As of December 31, 2023, our variable rate debt obligations of $1.1 billion reflect, in part, the effect of $142.7 million notional amount of interest rate swaps with maturities in March 22, 2027, that effectively convert fixed rate debt to variable rate debt.

As of December 31, 2023, our fixed rate debt obligations of $12.5 billion reflect, in part, the effect of $527.3 million and C$651.5 million notional amount of interest rate swaps with maturities ranging from February 2025 to April 2031, in each case, that effectively convert variable rate debt to fixed rate debt.

2023 Activity

In the first quarter of 2023, we hedged an incremental $200.0 million of variable rate debt to fixed rate debt through the execution in March 2023 of two-year $400.0 million notional swaps on our unsecured term loan due in June 2027, replacing a $200.0 million notional swap that matured in January 2023. The swap instruments are designated as cash flow hedges.
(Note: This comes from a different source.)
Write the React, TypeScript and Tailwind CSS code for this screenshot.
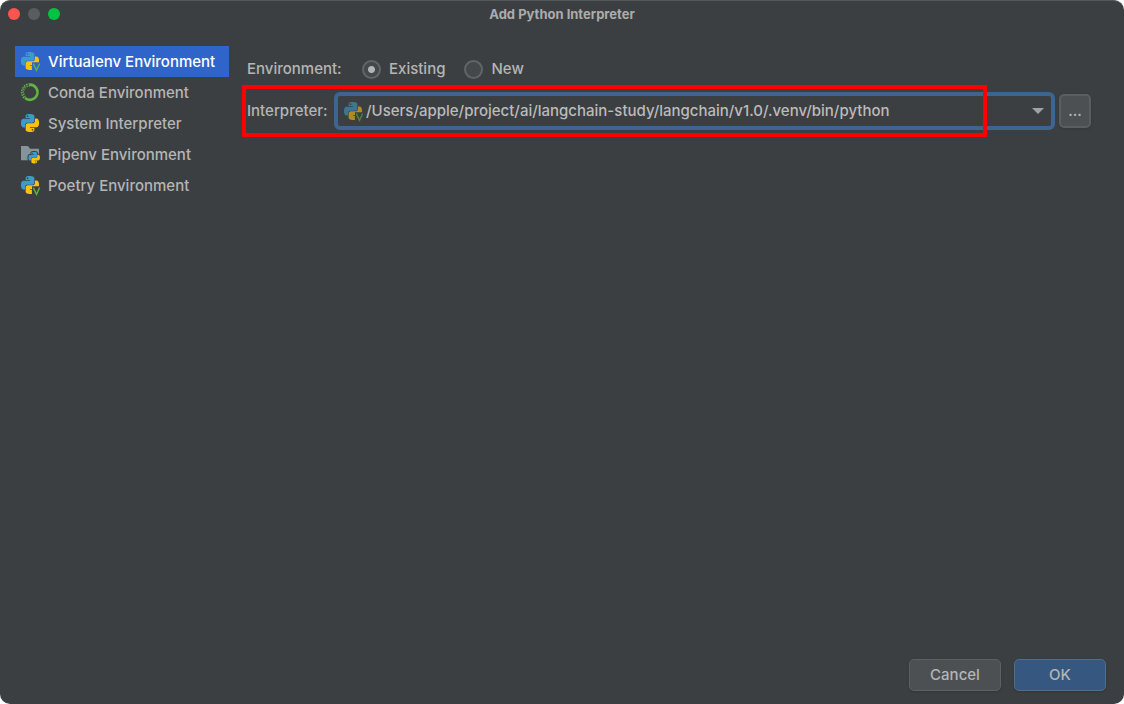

In March 2023, in connection with our new C$271.8 million mortgage loan, we entered into an interest rate swap totaling a notional amount of C$271.8 million with a maturity of March 14, 2028 that effectively converts CDOR-based floating rate debt to fixed rate debt.
In March and April 2023, we entered into a total of $250.0 million aggregate forward starting swaps with a ten-year weighted average rate of 3.37%. In July 2023, we terminated the above-mentioned forward starting swaps in conjunction with the issuance of the $426.8 million fixed rate mortgage loan due in 2033.

In December 2023, in connection with our new C$93.5 million mortgage loan, we entered into an interest rate swap totaling a notional amount of C$93.5 million with a maturity of December 18, 2028 that effectively converts CDOR-based floating rate debt to fixed rate debt.